Sending cold emails is one of the best ways to connect with new prospects. But most salespeople spam their prospects’ inboxes with 500 feature-dumping emails per day and get insta-deleted.
Today, we’ll teach you to be the cold email outlier from the tidal waves of spam.
The only goal for a sales email is to get the prospect to open the email and reply back. That means we need to do two things well: craft a good subject line and write a message that’s relevant to them.
Here’s how to do both.
How to write a subject line that gets opened
You can write the greatest email in the world. But if they don’t open the message, you’re not getting a response, which means you ain’t making the sale.
That’s why writing good subject lines is so important. There are four golden rules we use to get stellar open rates, every time.
- Keep it short (3-4 words)
- Don’t sell in the subject line
- Pique their interest
- Make it about them
Two examples of personalized subject lines in action:
- I looked at a guy’s LinkedIn profile and saw that he loved pizza.

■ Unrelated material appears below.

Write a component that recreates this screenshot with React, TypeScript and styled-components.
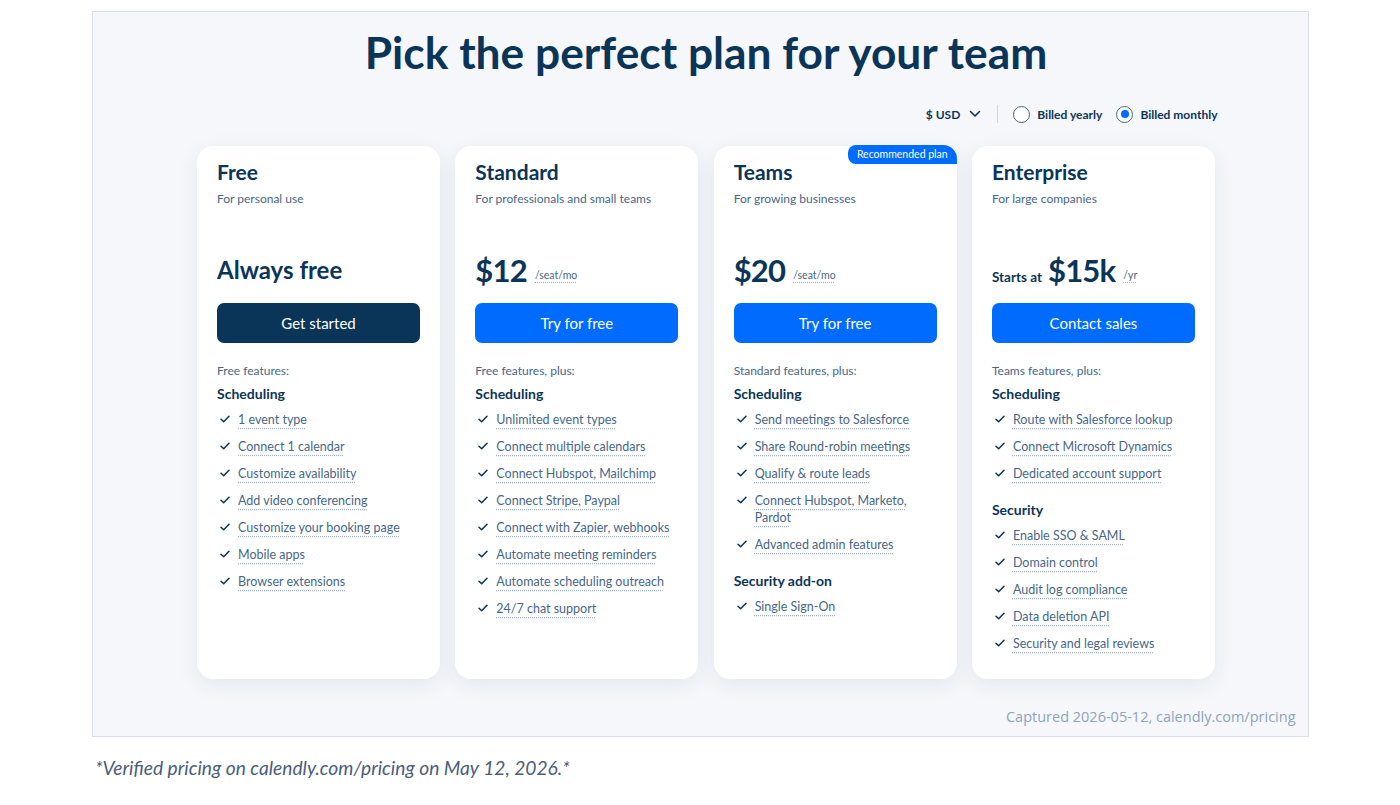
import React from 'react';
import styled, { createGlobalStyle } from 'styled-components';

interface Section {
  heading: string;
  items: string[];
}

interface Plan {
  name: string;
  tagline: string;
  price: React.ReactNode;
  cta: string;
  dark?: boolean;
  recommended?: boolean;
  intro: string;
  sections: Section[];
}

const GlobalStyle = createGlobalStyle`
  body {
    margin: 0;
    background: #ffffff;
    font-family: Lato, "Noto Sans", sans-serif;
  }
`;

const Page = styled.div`
  width: 1400px;
  padding-top: 11px;
  display: flex;
  flex-direction: column;
  align-items: center;
`;

const Frame = styled.section`
  box-sizing: border-box;
  width: 1217px;
  height: 726px;
  border: 1px solid #d7e0ec;
  background: #f5f7fa;
  padding: 13px 12px 0 24px;
  display: flex;
  flex-direction: column;
  align-items: center;
`;

const Title = styled.h1`
  margin: 0;
  font-size: 44.3px;
  line-height: 54px;
  font-weight: 700;
  color: #0b3558;
  letter-spacing: 0;
`;

const Toolbar = styled.div`
  align-self: stretch;
  display: flex;
  justify-content: flex-end;
  align-items: center;
  gap: 8px;
  height: 24px;
  margin-top: 23px;
  padding-right: 72px;
  font-size: 12px;
  font-weight: 700;
  color: #0b3558;
`;

const Currency = styled.div`
  display: flex;
  align-items: center;
  gap: 9px;
`;

const Divider = styled.span`
  width: 1px;
  height: 18px;
  background: #c9d4e2;
  margin: 0 7px 0 8px;
`;

const RadioLabel = styled.label`
  display: flex;
  align-items: center;
  gap: 7px;
  margin-right: 6px;
`;

const Radio = styled.span<{ $checked?: boolean }>`
  box-sizing: border-box;
  width: 17px;
  height: 17px;
  border-radius: 50%;
  border: 1.5px solid #476788;
  background: #fff;
  display: flex;
  align-items: center;
  justify-content: center;
  &::after {
    content: '';
    display: ${(p) => (p.$checked ? 'block' : 'none')};
    width: 8px;
    height: 8px;
    border-radius: 50%;
    background: #006bff;
  }
`;

const Cards = styled.div`
  display: grid;
  grid-template-columns: repeat(4, 243px);
  gap: 15.3px;
  margin-top: 20px;
`;

const Card = styled.article`
  position: relative;
  box-sizing: border-box;
  height: 533px;
  background: #ffffff;
  border-radius: 16px;
  box-shadow: 0 6px 22px rgba(25, 50, 90, 0.08);
  padding: 14px 20px 0 20px;
  display: flex;
  flex-direction: column;
`;

const Badge = styled.span`
  position: absolute;
  top: -1px;
  right: 0;
  padding: 0 9px;
  height: 19px;
  line-height: 19px;
  background: #006bff;
  color: #fff;
  font-size: 10.5px;
  font-weight: 400;
  border-radius: 8px 14px 0 8px;
`;

const PlanName = styled.h2`
  margin: 0;
  font-size: 21px;
  line-height: 24px;
  font-weight: 700;
  color: #0b3558;
`;

const Tagline = styled.p`
  margin: 7px 0 0;
  font-size: 12px;
  line-height: 16px;
  color: #476788;
`;

const PriceRow = styled.div`
  height: 40px;
  margin-top: 43px;
  display: flex;
  align-items: baseline;
  gap: 4px;
  color: #0b3558;
  font-weight: 700;
`;

const BigPrice = styled.span`
  font-size: 31px;
  line-height: 40px;
  font-weight: 700;
  letter-spacing: -0.8px;
`;

const Always = styled.span`
  font-size: 24px;
  line-height: 40px;
`;

const Starts = styled.span`
  font-size: 13.5px;
  margin-right: 2px;
`;

const Unit = styled.span`
  font-size: 10.5px;
  font-weight: 400;
  color: #476788;
  margin-left: 4px;
  transform: translateY(-3px);
  text-decoration: underline dotted #9fb4cc;
  text-underline-offset: 3px;
`;

const Button = styled.button<{ $dark?: boolean }>`
  margin-top: 13px;
  height: 40px;
  border: none;
  border-radius: 7px;
  background: ${(p) => (p.$dark ? '#0b3558' : '#006bff')};
  color: #ffffff;
  font-family: inherit;
  font-size: 15px;
  font-weight: 400;
`;

const Intro = styled.p`
  margin: 20px 0 0;
  font-size: 12px;
  line-height: 16px;
  color: #476788;
`;

const SectionHeading = styled.h3<{ $first?: boolean }>`
  margin: ${(p) => (p.$first ? '6px' : '19px')} 0 0;
  font-size: 14px;
  line-height: 18px;
  font-weight: 700;
  color: #0b3558;
`;

const List = styled.ul`
  list-style: none;
  margin: 8px 0 0;
  padding: 0;
  display: flex;
  flex-direction: column;
  gap: 10px;
`;

const Item = styled.li`
  display: flex;
  align-items: flex-start;
  gap: 8px;
  padding-left: 3px;
  font-size: 12.5px;
  line-height: 17px;
  color: #476788;
`;

const CheckIcon = styled.svg`
  flex: none;
  margin-top: 4px;
`;

const ItemText = styled.span`
  max-width: 180px;
  text-decoration: underline dotted #9fb4cc;
  text-underline-offset: 4px;
`;

const Caption = styled.div`
  align-self: flex-end;
  margin-top: auto;
  margin-bottom: 9px;
  font-family: "Open Sans", sans-serif;
  font-size: 14.5px;
  line-height: 20px;
  color: #8ea3bd;
`;

const Footnote = styled.p`
  align-self: flex-start;
  margin: 19px 0 0 95px;
  font-family: Lato, sans-serif;
  font-style: italic;
  font-size: 19.2px;
  color: #4a5e7a;
`;

const Check = () => (
  <CheckIcon width="10" height="8" viewBox="0 0 10 8" fill="none">
    <path d="M1 4.2 L3.7 6.8 L9 1.2" stroke="#0b3558" strokeWidth="1.5" strokeLinecap="round" strokeLinejoin="round" />
  </CheckIcon>
);

const Chevron = () => (
  <svg width="12" height="8" viewBox="0 0 12 8" fill="none">
    <path d="M1.5 1.5 L6 6 L10.5 1.5" stroke="#0b3558" strokeWidth="1.6" strokeLinecap="round" strokeLinejoin="round" />
  </svg>
);

const plans: Plan[] = [
  {
    name: 'Free',
    tagline: 'For personal use',
    price: <Always>Always free</Always>,
    cta: 'Get started',
    dark: true,
    intro: 'Free features:',
    sections: [
      {
        heading: 'Scheduling',
        items: [
          '1 event type',
          'Connect 1 calendar',
          'Customize availability',
          'Add video conferencing',
          'Customize your booking page',
          'Mobile apps',
          'Browser extensions',
        ],
      },
    ],
  },
  {
    name: 'Standard',
    tagline: 'For professionals and small teams',
    price: (
      <>
        <BigPrice>$12</BigPrice>
        <Unit>/seat/mo</Unit>
      </>
    ),
    cta: 'Try for free',
    intro: 'Free features, plus:',
    sections: [
      {
        heading: 'Scheduling',
        items: [
          'Unlimited event types',
          'Connect multiple calendars',
          'Connect Hubspot, Mailchimp',
          'Connect Stripe, Paypal',
          'Connect with Zapier, webhooks',
          'Automate meeting reminders',
          'Automate scheduling outreach',
          '24/7 chat support',
        ],
      },
    ],
  },
  {
    name: 'Teams',
    tagline: 'For growing businesses',
    price: (
      <>
        <BigPrice>$20</BigPrice>
        <Unit>/seat/mo</Unit>
      </>
    ),
    cta: 'Try for free',
    recommended: true,
    intro: 'Standard features, plus:',
    sections: [
      {
        heading: 'Scheduling',
        items: [
          'Send meetings to Salesforce',
          'Share Round-robin meetings',
          'Qualify & route leads',
          'Connect Hubspot, Marketo, Pardot',
          'Advanced admin features',
        ],
      },
      { heading: 'Security add-on', items: ['Single Sign-On'] },
    ],
  },
  {
    name: 'Enterprise',
    tagline: 'For large companies',
    price: (
      <>
        <Starts>Starts at</Starts>
        <BigPrice>$15k</BigPrice>
        <Unit>/yr</Unit>
      </>
    ),
    cta: 'Contact sales',
    intro: 'Teams features, plus:',
    sections: [
      {
        heading: 'Scheduling',
        items: ['Route with Salesforce lookup', 'Connect Microsoft Dynamics', 'Dedicated account support'],
      },
      {
        heading: 'Security',
        items: ['Enable SSO & SAML', 'Domain control', 'Audit log compliance', 'Data deletion API', 'Security and legal reviews'],
      },
    ],
  },
];

const App: React.FC = () => (
  <>
    <GlobalStyle />
    <Page>
      <Frame>
        <Title>Pick the perfect plan for your team</Title>
        <Toolbar>
          <Currency>
            $ USD <Chevron />
          </Currency>
          <Divider />
          <RadioLabel>
            <Radio /> Billed yearly
          </RadioLabel>
          <RadioLabel>
            <Radio $checked /> Billed monthly
          </RadioLabel>
        </Toolbar>
        <Cards>
          {plans.map((plan) => (
            <Card key={plan.name}>
              {plan.recommended && <Badge>Recommended plan</Badge>}
              <PlanName>{plan.name}</PlanName>
              <Tagline>{plan.tagline}</Tagline>
              <PriceRow>{plan.price}</PriceRow>
              <Button $dark={plan.dark}>{plan.cta}</Button>
              <Intro>{plan.intro}</Intro>
              {plan.sections.map((section, i) => (
                <React.Fragment key={section.heading}>
                  <SectionHeading $first={i === 0}>{section.heading}</SectionHeading>
                  <List>
                    {section.items.map((item) => (
                      <Item key={item}>
                        <Check />
                        <ItemText>{item}</ItemText>
                      </Item>
                    ))}
                  </List>
                </React.Fragment>
              ))}
            </Card>
          ))}
        </Cards>
        <Caption>Captured 2026-05-12, calendly.com/pricing</Caption>
      </Frame>
      <Footnote>*Verified pricing on calendly.com/pricing on May 12, 2026.*</Footnote>
    </Page>
  </>
);

export default App;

So my subject line to him just said “pizza”
- Someone sent me a cold email with the subject line “Wrassling”. For those of you who don’t know, Nick and I used to wrestle in college. So while I had no idea what the email was about, I had to let the guy take a swing.
Two more examples of personlized subject lines at scale:
- [Your Prospect] + [Your Name] – nick + armand
- [Their Company’s Investor] + [Their Company] + [My Company] – sequoia + startupco + 30MPC
Most salespeople overthink the subject lines. But the connection can be pretty dang loose. Find something interesting about them and it should be pretty dang easy.
How to write a cold email that gets replies
Someone has finally opened your cold email. Hallelujah! Unfortunately, this is where most emails go to die. But you can get over the hump using the 3x3 rule.
The goal is to make it as easy as possible for the prospect to understand what the heck you do and respond yes or no.
Here’s how to craft your message using the 3x3 rule.
1st paragraph: A personalized problem
Remember the personalized subject line? Now we need to explain what we know about them and the problem this creates.
You need to go into their problem as crispy as humanly possible. Things like “cut costs” and “save you time” aren’t crispy enough. You want them to feel like you’ve looked into their calendars and be triggered by the problem that you solve. For example:
“You stay up until 2AM editing podcasts and making all of the sneezes of your co host, Nick Cegelski, go away magically so that you can publish one episode a week.”
2nd paragraph: What you do
Explain what you do in one sentence. You don’t need to spell out every feature of your product or service. Give them just enough to pique their interest. If you explain your problem well enough, all you have to say next is how you make that problem go away.
“I'm writing about something that automatically removes filler words from your podcast, so you don't have to stay up till 2AM anymore.”
3rd paragraph: Have an ask
Most salespeople make the mistake of asking “are you interested in looking at our software?” or “would you like to meet to discuss more?”
They may look decent on the surface but these asks feel too heavy. Instead, end with an interest-based call to action instead.
“Open to taking a peek?” or “Is this even moderately interesting?”
Let’s look at an example of Nick sending an email to me about this podcast software.
Subject line:
wrassling
Body:
Armand, I know that wrestling is a really tough sport. Especially when your training partner was Nick Cegelski and you had to spend all of your practices fighting off your back to not get pinned.
I've heard there's one thing that's tougher than wrestling though, and that's editing podcasts at 2AM, removing stuff like ums, ahs, and the occasional sneeze from the final product.
I'm writing about something that automatically removes filler words from your podcast, so you don't have to stay up till 2AM anymore.
Open to learning more?
Here’s an example of an email that I used a lot when I worked at Pave.
Subject line:
Facebook => AcmeCo
Body:
Hey Bob, having done merit cycles at the scale of Facebook. Typically every time you run a compensation review, you're buried in spreadsheets and the current record for the number of columns in any comp spreadsheet is column QZ. Do you think you'd win?
What Pave does is we integrate with every HR system in your universe. So you never have to build a compensation spreadsheet again.
Is that even moderately interesting or am I off base here?